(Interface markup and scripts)
▬▬▬▬▬▬▬▬▬▬

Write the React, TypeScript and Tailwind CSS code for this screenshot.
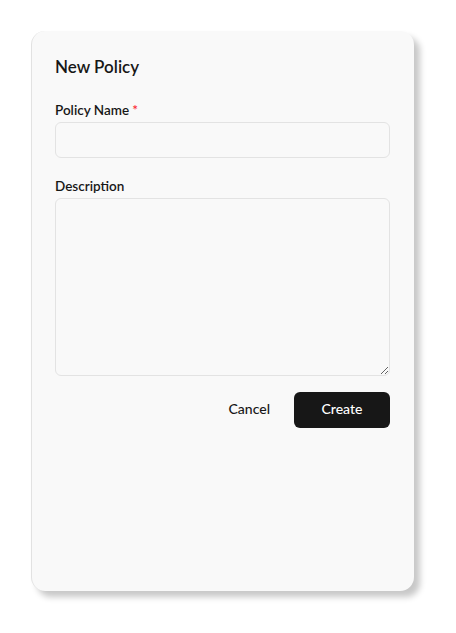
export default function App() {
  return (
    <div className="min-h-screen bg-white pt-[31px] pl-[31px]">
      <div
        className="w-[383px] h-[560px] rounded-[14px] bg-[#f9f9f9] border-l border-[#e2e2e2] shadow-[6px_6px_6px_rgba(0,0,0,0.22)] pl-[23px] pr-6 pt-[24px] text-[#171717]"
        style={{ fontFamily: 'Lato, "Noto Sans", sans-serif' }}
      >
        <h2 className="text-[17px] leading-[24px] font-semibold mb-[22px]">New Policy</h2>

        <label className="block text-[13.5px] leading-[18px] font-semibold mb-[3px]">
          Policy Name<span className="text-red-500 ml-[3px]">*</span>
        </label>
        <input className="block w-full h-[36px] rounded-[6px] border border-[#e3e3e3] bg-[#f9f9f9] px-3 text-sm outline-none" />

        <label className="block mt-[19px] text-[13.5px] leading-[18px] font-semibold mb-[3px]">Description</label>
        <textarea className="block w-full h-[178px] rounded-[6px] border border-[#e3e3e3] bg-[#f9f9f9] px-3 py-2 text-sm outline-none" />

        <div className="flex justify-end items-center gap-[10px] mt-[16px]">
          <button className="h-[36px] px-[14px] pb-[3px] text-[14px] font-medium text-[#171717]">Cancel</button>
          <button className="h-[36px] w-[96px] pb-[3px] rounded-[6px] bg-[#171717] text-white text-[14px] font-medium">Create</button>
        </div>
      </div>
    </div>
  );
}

▬▬▬▬▬▬▬▬▬▬

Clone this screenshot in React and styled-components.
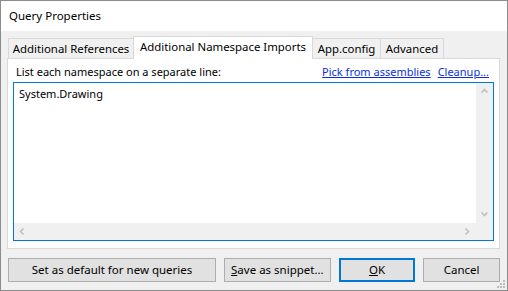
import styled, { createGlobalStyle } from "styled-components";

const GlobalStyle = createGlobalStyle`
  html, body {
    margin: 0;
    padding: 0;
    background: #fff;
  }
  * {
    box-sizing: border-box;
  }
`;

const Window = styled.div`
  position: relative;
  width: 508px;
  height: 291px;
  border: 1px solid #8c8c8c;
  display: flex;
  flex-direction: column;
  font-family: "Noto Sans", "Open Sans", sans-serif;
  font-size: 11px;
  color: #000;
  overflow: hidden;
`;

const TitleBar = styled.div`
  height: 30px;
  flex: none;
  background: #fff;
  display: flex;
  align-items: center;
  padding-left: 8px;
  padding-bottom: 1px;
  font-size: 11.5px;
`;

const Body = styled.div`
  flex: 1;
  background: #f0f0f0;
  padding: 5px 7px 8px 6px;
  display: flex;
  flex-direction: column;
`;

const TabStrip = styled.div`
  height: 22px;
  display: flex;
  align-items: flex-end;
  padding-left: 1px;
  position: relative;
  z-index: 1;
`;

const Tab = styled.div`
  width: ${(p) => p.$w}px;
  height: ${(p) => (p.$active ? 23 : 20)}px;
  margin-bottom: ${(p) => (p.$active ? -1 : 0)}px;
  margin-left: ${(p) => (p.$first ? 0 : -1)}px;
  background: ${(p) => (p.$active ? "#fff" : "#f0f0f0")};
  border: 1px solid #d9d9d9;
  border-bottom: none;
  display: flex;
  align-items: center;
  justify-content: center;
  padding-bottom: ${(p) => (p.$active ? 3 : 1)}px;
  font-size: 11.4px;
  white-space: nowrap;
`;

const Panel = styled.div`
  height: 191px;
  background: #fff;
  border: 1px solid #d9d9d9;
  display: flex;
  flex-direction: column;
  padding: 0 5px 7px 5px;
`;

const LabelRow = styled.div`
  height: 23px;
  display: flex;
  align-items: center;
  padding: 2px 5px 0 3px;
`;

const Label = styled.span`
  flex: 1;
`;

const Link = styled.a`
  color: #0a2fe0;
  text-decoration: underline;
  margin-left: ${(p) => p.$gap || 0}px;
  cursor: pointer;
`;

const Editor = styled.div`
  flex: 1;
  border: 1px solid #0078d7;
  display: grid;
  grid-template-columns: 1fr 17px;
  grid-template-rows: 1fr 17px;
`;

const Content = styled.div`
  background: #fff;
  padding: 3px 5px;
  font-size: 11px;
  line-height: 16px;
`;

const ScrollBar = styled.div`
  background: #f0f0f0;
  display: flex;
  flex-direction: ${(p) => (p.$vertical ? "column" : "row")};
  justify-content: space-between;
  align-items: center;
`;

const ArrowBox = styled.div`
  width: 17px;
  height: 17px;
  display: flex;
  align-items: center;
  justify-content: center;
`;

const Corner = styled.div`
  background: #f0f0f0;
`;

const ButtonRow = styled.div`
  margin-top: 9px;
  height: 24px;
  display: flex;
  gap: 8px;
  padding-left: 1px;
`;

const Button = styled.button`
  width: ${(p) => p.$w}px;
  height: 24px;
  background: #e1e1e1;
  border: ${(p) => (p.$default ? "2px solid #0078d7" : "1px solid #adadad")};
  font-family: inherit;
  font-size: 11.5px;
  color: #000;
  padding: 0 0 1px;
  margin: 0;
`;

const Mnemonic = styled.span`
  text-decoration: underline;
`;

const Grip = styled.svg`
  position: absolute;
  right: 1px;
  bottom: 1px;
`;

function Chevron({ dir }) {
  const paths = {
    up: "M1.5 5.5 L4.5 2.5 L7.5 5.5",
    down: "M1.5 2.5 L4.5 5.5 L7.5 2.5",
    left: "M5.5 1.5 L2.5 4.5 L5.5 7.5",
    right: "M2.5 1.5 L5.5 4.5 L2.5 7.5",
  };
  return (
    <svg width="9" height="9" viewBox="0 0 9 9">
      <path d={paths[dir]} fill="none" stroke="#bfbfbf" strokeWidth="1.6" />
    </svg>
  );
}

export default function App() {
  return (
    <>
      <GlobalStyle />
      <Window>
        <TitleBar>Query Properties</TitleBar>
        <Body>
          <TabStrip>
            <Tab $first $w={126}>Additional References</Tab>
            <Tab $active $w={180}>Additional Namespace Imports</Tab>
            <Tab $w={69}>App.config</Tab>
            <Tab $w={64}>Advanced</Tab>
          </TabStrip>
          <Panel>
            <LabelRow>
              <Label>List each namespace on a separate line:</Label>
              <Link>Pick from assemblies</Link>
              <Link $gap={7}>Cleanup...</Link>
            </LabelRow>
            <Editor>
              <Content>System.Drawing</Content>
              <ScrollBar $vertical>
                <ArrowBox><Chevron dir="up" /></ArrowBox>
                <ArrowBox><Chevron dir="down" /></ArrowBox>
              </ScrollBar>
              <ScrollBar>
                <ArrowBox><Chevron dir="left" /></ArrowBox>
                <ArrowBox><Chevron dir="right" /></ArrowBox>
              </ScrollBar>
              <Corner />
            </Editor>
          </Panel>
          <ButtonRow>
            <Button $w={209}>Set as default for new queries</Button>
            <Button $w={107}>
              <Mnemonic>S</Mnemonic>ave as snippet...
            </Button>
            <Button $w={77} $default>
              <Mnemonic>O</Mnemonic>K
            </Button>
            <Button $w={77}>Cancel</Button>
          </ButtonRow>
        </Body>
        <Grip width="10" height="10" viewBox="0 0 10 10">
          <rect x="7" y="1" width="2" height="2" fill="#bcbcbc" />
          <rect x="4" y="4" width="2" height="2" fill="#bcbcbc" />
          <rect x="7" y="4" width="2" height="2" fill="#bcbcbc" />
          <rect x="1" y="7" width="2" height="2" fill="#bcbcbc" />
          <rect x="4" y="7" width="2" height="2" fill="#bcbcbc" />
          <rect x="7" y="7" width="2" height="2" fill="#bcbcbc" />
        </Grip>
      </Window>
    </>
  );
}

▬▬▬▬▬▬▬▬▬▬

» **Goal**
From the records above, pull out each line that has "React".

» **Answer**
Write the React, TypeScript and Tailwind CSS code for this screenshot.
Clone this screenshot in React and styled-components.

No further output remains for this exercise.